WHAT IS NEEDED >> Restate the data word for word and leave the images out.

EXERCISE DATA >>
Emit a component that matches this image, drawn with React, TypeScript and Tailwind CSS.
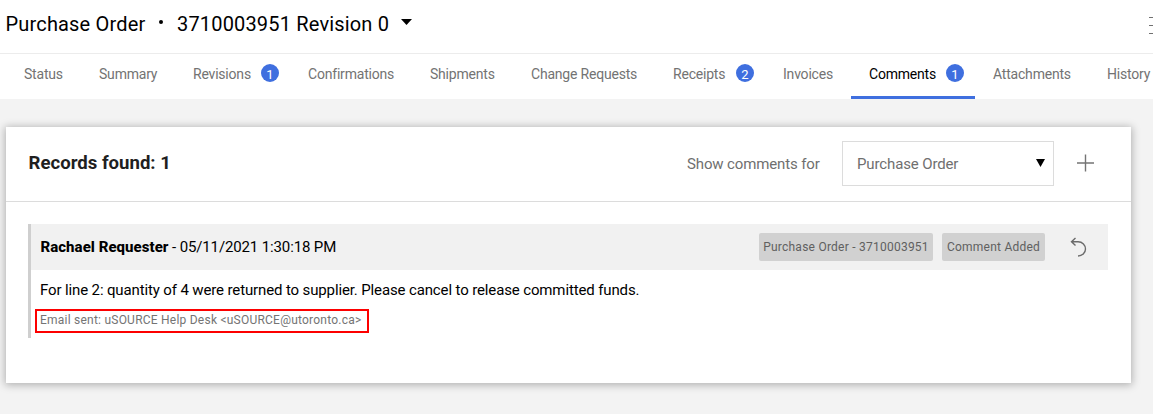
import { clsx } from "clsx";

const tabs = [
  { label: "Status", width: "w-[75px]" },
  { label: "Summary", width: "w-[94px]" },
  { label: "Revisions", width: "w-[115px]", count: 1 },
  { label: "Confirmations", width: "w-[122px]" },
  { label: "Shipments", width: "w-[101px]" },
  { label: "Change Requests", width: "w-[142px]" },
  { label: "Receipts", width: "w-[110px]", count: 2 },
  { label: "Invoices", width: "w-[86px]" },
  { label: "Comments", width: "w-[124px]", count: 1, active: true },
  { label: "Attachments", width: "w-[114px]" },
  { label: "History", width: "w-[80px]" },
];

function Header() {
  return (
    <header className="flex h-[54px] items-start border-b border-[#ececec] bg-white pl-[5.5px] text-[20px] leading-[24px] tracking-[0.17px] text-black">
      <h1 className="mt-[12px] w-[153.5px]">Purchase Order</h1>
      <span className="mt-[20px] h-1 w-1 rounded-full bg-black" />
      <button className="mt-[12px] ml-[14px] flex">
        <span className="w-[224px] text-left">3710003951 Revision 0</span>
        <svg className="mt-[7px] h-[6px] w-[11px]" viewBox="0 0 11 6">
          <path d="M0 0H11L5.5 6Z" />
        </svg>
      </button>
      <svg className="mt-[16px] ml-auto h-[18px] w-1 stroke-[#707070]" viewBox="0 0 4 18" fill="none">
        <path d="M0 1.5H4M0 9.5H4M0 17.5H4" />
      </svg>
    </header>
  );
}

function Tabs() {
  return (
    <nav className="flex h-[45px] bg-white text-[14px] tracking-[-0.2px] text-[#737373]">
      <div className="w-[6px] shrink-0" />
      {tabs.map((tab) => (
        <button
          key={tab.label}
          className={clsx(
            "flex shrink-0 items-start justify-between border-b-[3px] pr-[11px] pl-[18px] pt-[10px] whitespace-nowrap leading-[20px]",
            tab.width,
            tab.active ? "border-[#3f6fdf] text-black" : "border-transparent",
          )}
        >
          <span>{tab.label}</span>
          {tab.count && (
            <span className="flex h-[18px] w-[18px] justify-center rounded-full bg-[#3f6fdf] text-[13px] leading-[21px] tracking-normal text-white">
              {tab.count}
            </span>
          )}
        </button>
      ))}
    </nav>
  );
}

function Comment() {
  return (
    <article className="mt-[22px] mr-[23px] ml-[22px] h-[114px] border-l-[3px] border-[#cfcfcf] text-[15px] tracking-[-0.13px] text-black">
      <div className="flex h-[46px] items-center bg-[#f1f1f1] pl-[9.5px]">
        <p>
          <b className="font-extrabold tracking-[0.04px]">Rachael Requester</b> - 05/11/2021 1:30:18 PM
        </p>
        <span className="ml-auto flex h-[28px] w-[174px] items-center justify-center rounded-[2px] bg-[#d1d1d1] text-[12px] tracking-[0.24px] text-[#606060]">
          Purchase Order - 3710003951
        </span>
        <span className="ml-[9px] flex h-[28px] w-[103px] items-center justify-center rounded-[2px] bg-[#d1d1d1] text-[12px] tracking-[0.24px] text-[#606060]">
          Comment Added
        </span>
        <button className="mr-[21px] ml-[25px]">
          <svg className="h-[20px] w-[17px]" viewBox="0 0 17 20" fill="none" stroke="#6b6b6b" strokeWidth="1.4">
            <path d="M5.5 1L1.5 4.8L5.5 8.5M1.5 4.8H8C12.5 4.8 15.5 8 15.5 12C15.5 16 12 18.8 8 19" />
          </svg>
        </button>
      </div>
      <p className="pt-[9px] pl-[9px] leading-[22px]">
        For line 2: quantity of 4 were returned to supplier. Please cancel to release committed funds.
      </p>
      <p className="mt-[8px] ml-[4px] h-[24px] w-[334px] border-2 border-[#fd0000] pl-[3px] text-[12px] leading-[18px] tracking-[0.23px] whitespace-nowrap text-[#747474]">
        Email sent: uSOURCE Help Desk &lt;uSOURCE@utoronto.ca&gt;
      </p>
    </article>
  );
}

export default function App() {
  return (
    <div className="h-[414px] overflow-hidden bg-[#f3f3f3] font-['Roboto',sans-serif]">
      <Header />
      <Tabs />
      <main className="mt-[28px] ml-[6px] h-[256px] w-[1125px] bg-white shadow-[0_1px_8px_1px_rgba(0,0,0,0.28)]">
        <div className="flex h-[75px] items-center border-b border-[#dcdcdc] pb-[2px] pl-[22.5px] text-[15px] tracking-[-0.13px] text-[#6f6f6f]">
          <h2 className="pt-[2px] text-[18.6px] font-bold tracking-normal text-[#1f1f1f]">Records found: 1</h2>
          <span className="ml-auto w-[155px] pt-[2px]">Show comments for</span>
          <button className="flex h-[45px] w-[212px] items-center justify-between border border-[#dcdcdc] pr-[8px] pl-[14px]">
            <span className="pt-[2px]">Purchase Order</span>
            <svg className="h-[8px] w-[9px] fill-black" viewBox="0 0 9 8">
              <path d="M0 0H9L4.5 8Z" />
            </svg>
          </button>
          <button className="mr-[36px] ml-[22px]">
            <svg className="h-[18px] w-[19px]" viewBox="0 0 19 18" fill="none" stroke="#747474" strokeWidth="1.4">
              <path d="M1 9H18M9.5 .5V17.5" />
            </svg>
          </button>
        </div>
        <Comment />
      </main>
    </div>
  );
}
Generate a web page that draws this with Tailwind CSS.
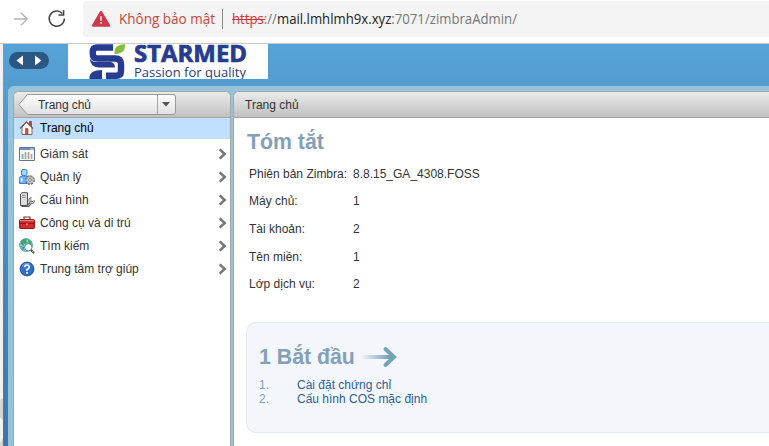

RESULT OF THE EXERCISE >>
Emit a component that matches this image, drawn with React, TypeScript and Tailwind CSS.
import { clsx } from "clsx";

const tabs = [
  { label: "Status", width: "w-[75px]" },
  { label: "Summary", width: "w-[94px]" },
  { label: "Revisions", width: "w-[115px]", count: 1 },
  { label: "Confirmations", width: "w-[122px]" },
  { label: "Shipments", width: "w-[101px]" },
  { label: "Change Requests", width: "w-[142px]" },
  { label: "Receipts", width: "w-[110px]", count: 2 },
  { label: "Invoices", width: "w-[86px]" },
  { label: "Comments", width: "w-[124px]", count: 1, active: true },
  { label: "Attachments", width: "w-[114px]" },
  { label: "History", width: "w-[80px]" },
];

function Header() {
  return (
    <header className="flex h-[54px] items-start border-b border-[#ececec] bg-white pl-[5.5px] text-[20px] leading-[24px] tracking-[0.17px] text-black">
      <h1 className="mt-[12px] w-[153.5px]">Purchase Order</h1>
      <span className="mt-[20px] h-1 w-1 rounded-full bg-black" />
      <button className="mt-[12px] ml-[14px] flex">
        <span className="w-[224px] text-left">3710003951 Revision 0</span>
        <svg className="mt-[7px] h-[6px] w-[11px]" viewBox="0 0 11 6">
          <path d="M0 0H11L5.5 6Z" />
        </svg>
      </button>
      <svg className="mt-[16px] ml-auto h-[18px] w-1 stroke-[#707070]" viewBox="0 0 4 18" fill="none">
        <path d="M0 1.5H4M0 9.5H4M0 17.5H4" />
      </svg>
    </header>
  );
}

function Tabs() {
  return (
    <nav className="flex h-[45px] bg-white text-[14px] tracking-[-0.2px] text-[#737373]">
      <div className="w-[6px] shrink-0" />
      {tabs.map((tab) => (
        <button
          key={tab.label}
          className={clsx(
            "flex shrink-0 items-start justify-between border-b-[3px] pr-[11px] pl-[18px] pt-[10px] whitespace-nowrap leading-[20px]",
            tab.width,
            tab.active ? "border-[#3f6fdf] text-black" : "border-transparent",
          )}
        >
          <span>{tab.label}</span>
          {tab.count && (
            <span className="flex h-[18px] w-[18px] justify-center rounded-full bg-[#3f6fdf] text-[13px] leading-[21px] tracking-normal text-white">
              {tab.count}
            </span>
          )}
        </button>
      ))}
    </nav>
  );
}

function Comment() {
  return (
    <article className="mt-[22px] mr-[23px] ml-[22px] h-[114px] border-l-[3px] border-[#cfcfcf] text-[15px] tracking-[-0.13px] text-black">
      <div className="flex h-[46px] items-center bg-[#f1f1f1] pl-[9.5px]">
        <p>
          <b className="font-extrabold tracking-[0.04px]">Rachael Requester</b> - 05/11/2021 1:30:18 PM
        </p>
        <span className="ml-auto flex h-[28px] w-[174px] items-center justify-center rounded-[2px] bg-[#d1d1d1] text-[12px] tracking-[0.24px] text-[#606060]">
          Purchase Order - 3710003951
        </span>
        <span className="ml-[9px] flex h-[28px] w-[103px] items-center justify-center rounded-[2px] bg-[#d1d1d1] text-[12px] tracking-[0.24px] text-[#606060]">
          Comment Added
        </span>
        <button className="mr-[21px] ml-[25px]">
          <svg className="h-[20px] w-[17px]" viewBox="0 0 17 20" fill="none" stroke="#6b6b6b" strokeWidth="1.4">
            <path d="M5.5 1L1.5 4.8L5.5 8.5M1.5 4.8H8C12.5 4.8 15.5 8 15.5 12C15.5 16 12 18.8 8 19" />
          </svg>
        </button>
      </div>
      <p className="pt-[9px] pl-[9px] leading-[22px]">
        For line 2: quantity of 4 were returned to supplier. Please cancel to release committed funds.
      </p>
      <p className="mt-[8px] ml-[4px] h-[24px] w-[334px] border-2 border-[#fd0000] pl-[3px] text-[12px] leading-[18px] tracking-[0.23px] whitespace-nowrap text-[#747474]">
        Email sent: uSOURCE Help Desk &lt;uSOURCE@utoronto.ca&gt;
      </p>
    </article>
  );
}

export default function App() {
  return (
    <div className="h-[414px] overflow-hidden bg-[#f3f3f3] font-['Roboto',sans-serif]">
      <Header />
      <Tabs />
      <main className="mt-[28px] ml-[6px] h-[256px] w-[1125px] bg-white shadow-[0_1px_8px_1px_rgba(0,0,0,0.28)]">
        <div className="flex h-[75px] items-center border-b border-[#dcdcdc] pb-[2px] pl-[22.5px] text-[15px] tracking-[-0.13px] text-[#6f6f6f]">
          <h2 className="pt-[2px] text-[18.6px] font-bold tracking-normal text-[#1f1f1f]">Records found: 1</h2>
          <span className="ml-auto w-[155px] pt-[2px]">Show comments for</span>
          <button className="flex h-[45px] w-[212px] items-center justify-between border border-[#dcdcdc] pr-[8px] pl-[14px]">
            <span className="pt-[2px]">Purchase Order</span>
            <svg className="h-[8px] w-[9px] fill-black" viewBox="0 0 9 8">
              <path d="M0 0H9L4.5 8Z" />
            </svg>
          </button>
          <button className="mr-[36px] ml-[22px]">
            <svg className="h-[18px] w-[19px]" viewBox="0 0 19 18" fill="none" stroke="#747474" strokeWidth="1.4">
              <path d="M1 9H18M9.5 .5V17.5" />
            </svg>
          </button>
        </div>
        <Comment />
      </main>
    </div>
  );
}
Generate a web page that draws this with Tailwind CSS.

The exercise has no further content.